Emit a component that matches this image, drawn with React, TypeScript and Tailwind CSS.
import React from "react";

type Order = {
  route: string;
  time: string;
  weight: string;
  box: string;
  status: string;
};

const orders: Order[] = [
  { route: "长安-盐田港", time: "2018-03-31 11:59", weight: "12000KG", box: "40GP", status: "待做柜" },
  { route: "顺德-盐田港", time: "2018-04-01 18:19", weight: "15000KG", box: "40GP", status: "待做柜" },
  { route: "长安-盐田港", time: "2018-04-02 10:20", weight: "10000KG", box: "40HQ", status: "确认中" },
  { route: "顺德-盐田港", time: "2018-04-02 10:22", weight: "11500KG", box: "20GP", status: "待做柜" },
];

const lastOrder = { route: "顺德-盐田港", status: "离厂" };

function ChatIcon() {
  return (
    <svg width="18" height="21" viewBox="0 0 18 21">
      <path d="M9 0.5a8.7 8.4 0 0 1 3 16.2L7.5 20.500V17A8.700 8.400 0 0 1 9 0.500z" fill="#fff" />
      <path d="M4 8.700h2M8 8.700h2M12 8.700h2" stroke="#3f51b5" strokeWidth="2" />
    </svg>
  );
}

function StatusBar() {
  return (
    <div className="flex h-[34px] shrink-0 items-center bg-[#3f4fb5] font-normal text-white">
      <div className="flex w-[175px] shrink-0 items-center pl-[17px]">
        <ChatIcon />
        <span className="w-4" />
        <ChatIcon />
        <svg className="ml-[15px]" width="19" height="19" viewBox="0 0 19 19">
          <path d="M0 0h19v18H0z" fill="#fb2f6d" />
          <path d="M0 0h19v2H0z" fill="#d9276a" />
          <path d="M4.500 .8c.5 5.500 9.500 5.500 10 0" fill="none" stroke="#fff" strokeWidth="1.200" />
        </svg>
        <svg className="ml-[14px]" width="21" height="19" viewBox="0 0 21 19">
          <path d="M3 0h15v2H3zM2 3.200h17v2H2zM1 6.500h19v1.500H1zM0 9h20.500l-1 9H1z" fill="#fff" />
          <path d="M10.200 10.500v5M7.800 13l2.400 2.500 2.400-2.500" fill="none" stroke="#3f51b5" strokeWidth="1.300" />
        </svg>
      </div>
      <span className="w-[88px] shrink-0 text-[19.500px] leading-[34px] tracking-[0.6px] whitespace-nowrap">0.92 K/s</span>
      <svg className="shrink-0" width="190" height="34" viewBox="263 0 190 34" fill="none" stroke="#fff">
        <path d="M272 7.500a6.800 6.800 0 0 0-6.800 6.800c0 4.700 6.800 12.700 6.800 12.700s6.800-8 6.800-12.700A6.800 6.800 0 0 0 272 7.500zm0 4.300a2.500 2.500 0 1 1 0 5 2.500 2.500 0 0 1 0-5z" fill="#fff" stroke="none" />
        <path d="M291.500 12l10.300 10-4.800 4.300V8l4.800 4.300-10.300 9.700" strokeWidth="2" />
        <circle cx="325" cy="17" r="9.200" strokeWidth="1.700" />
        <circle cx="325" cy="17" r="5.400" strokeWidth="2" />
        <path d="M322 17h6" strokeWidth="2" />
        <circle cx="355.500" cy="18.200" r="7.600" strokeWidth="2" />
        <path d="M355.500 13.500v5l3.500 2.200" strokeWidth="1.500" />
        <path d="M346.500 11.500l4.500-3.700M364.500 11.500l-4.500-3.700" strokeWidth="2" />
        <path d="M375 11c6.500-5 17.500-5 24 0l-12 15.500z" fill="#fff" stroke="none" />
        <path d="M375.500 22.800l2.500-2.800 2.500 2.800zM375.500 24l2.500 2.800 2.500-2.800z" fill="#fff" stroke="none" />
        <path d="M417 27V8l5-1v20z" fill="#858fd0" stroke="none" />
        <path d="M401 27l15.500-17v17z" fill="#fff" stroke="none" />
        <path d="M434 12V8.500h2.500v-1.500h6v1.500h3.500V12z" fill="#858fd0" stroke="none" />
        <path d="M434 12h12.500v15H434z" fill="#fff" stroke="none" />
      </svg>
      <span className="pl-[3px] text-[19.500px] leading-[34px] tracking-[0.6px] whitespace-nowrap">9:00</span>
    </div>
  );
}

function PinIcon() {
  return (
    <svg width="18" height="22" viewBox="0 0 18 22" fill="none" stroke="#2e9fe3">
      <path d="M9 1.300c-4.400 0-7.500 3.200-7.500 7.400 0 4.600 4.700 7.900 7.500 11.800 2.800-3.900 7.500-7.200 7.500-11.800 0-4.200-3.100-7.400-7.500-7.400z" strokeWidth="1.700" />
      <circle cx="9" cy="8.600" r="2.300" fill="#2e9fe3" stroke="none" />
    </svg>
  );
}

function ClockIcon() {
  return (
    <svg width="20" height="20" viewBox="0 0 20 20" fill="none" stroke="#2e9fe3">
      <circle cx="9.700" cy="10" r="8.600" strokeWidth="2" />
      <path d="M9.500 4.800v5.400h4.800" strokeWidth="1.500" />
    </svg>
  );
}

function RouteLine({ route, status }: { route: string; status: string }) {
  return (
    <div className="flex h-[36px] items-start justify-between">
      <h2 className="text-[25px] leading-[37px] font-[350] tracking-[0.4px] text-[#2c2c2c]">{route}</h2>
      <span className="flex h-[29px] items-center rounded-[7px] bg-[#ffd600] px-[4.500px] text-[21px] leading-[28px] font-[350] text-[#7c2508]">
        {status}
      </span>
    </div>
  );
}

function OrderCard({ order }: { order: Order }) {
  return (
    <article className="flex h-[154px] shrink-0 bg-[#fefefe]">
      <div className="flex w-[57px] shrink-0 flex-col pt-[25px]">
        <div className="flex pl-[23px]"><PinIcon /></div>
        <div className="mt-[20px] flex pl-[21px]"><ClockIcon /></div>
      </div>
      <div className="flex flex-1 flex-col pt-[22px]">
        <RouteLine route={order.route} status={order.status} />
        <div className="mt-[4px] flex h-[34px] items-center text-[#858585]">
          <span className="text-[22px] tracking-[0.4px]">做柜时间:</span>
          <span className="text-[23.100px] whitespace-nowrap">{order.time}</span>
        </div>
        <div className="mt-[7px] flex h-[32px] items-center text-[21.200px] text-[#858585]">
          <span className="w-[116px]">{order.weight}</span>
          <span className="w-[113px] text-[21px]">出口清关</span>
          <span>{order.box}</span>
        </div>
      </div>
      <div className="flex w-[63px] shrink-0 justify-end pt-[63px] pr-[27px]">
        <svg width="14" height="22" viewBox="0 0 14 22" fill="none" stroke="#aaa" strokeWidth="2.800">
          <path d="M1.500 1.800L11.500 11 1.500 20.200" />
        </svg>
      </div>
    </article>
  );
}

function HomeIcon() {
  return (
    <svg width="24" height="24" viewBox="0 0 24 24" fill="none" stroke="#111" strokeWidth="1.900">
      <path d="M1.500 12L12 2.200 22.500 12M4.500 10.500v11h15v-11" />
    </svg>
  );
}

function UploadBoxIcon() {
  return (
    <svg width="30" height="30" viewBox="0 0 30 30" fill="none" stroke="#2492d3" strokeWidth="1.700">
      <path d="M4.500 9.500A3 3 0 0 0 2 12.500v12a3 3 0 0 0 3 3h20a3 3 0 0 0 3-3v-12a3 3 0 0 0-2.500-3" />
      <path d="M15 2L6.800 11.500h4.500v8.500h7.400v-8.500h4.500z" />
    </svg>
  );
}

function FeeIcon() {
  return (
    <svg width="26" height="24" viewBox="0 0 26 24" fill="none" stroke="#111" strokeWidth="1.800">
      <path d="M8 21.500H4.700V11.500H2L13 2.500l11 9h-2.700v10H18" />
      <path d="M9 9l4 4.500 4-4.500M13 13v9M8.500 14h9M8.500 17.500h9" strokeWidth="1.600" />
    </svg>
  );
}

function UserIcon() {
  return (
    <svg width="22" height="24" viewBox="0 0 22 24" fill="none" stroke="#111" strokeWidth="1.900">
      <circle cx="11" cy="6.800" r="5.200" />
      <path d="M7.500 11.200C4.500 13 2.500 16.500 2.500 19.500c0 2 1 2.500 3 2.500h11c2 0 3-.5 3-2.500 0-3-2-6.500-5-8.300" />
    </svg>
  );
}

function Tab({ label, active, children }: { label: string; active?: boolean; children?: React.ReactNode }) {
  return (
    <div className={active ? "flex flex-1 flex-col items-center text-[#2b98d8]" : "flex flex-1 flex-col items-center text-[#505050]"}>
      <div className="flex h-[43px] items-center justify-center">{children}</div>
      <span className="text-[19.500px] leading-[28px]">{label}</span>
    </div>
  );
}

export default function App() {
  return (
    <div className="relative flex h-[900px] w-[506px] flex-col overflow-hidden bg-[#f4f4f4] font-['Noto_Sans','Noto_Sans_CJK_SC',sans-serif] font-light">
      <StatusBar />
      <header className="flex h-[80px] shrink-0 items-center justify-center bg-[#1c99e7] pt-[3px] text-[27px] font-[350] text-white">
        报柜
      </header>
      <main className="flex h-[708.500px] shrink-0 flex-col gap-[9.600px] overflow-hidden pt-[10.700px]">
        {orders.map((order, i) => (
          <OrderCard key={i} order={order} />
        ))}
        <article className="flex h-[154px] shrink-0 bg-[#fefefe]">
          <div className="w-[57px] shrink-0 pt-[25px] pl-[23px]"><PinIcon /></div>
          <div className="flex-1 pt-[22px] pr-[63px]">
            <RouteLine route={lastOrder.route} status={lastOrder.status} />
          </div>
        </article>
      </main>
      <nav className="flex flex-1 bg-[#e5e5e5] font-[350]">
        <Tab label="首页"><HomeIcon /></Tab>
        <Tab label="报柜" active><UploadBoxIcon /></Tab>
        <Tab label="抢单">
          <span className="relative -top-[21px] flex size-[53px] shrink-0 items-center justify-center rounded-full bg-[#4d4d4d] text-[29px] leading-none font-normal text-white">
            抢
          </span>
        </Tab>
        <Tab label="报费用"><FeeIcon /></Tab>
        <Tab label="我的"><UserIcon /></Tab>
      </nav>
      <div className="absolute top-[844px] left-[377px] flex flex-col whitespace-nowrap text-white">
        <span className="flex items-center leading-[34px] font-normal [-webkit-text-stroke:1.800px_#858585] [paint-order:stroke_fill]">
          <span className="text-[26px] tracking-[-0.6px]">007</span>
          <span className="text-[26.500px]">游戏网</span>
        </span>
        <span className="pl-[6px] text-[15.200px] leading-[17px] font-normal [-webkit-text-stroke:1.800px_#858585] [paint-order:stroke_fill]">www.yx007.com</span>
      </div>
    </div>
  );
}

_ _ _

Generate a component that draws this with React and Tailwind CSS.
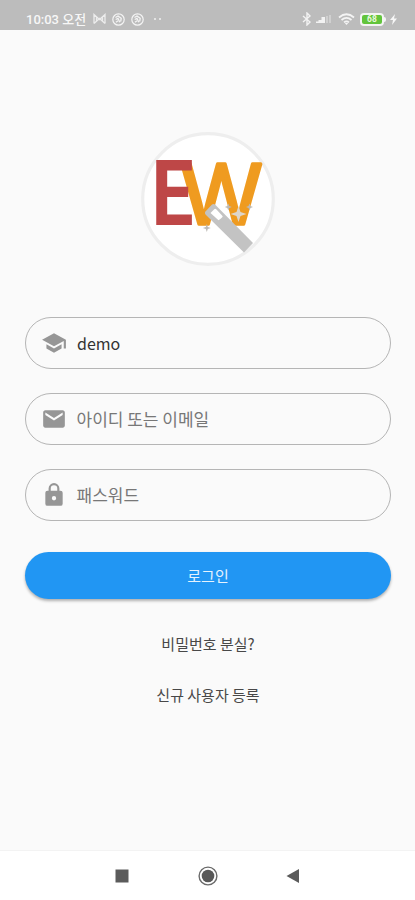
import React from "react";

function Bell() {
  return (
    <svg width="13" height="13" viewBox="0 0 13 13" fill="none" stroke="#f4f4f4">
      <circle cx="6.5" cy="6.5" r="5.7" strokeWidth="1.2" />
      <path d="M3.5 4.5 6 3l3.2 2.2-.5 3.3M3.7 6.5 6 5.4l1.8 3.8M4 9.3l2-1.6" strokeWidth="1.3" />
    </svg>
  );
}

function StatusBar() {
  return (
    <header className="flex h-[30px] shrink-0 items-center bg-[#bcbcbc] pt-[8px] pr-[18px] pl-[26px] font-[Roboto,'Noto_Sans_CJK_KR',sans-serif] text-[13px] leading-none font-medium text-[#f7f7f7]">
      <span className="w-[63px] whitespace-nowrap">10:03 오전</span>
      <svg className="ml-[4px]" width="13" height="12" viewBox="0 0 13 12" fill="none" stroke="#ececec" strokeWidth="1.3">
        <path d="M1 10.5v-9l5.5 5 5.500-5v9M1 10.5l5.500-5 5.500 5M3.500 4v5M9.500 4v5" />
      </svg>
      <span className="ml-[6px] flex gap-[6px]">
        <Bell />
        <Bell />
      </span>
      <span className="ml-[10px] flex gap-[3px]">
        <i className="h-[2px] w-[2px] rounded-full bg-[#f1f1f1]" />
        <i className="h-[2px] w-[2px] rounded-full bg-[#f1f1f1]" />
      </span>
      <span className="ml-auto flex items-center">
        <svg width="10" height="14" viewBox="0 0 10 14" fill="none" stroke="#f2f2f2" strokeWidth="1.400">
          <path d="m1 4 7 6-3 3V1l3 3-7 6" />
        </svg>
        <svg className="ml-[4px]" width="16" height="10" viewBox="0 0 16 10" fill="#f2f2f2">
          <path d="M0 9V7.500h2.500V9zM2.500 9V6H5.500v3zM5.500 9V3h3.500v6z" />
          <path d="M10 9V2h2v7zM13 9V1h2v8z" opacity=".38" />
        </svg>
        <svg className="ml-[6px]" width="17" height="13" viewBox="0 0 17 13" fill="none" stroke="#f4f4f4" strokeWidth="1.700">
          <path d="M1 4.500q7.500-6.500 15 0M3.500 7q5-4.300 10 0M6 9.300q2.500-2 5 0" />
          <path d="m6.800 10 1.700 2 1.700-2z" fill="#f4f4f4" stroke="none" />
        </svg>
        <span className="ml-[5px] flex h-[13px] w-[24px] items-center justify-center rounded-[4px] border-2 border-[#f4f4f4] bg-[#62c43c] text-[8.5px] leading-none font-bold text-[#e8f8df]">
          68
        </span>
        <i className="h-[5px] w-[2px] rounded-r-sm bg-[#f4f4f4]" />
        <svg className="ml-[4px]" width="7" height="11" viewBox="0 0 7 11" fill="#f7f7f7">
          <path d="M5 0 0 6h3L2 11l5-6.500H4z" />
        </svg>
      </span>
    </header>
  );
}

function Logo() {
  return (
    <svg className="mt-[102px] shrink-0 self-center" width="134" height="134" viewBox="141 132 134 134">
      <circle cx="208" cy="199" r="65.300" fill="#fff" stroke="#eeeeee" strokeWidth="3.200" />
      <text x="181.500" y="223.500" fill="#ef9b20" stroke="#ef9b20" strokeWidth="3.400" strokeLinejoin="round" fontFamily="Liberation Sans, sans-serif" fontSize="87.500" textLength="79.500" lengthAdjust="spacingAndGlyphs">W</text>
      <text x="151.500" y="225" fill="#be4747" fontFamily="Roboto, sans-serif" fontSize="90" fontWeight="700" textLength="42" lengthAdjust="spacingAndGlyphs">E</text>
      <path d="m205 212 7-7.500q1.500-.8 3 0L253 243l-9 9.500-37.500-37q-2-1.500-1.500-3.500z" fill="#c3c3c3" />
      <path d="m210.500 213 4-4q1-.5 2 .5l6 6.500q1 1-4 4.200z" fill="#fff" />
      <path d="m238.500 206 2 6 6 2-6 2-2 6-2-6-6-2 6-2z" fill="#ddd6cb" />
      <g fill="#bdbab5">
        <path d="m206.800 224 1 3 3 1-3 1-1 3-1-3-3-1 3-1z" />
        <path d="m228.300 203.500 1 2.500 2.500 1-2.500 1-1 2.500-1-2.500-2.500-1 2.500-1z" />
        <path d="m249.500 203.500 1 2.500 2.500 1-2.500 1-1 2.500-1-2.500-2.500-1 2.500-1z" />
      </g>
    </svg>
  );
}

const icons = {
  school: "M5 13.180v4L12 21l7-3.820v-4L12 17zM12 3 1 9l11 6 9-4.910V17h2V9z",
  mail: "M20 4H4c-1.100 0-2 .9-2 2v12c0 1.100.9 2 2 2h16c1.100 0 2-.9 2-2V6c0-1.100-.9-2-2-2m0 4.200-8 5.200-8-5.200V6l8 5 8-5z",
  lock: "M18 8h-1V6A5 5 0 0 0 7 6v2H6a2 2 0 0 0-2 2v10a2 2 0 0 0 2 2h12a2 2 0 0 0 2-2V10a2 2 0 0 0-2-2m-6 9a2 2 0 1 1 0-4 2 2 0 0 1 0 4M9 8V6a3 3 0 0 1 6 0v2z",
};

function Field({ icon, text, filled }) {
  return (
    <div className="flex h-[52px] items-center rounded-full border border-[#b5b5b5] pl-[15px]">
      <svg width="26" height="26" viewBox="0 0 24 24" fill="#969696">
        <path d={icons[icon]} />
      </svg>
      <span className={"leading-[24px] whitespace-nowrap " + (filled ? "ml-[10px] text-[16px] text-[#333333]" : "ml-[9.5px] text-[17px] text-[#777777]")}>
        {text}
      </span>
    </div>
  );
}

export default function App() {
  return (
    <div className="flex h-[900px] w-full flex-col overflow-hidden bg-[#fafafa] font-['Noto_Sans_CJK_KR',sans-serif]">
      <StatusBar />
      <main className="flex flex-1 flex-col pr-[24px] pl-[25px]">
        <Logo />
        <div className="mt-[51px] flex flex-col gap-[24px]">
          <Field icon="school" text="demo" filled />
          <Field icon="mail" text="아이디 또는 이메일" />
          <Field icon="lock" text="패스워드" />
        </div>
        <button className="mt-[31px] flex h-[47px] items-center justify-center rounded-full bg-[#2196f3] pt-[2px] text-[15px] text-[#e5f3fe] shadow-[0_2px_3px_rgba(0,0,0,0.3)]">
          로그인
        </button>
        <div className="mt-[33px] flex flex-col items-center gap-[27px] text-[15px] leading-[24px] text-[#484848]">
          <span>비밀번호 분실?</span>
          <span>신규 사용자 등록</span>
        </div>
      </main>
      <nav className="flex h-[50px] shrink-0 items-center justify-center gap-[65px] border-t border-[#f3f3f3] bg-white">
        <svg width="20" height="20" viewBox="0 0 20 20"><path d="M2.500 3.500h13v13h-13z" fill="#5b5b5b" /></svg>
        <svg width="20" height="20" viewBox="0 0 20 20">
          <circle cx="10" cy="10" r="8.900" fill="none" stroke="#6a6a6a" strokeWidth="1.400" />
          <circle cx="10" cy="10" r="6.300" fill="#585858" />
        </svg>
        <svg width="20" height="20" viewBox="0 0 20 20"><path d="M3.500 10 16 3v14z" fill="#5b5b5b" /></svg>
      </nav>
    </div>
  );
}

_ _ _

Search the lines for the word "that" and report how many contain it, by number only.

## FULL ANSWER:
2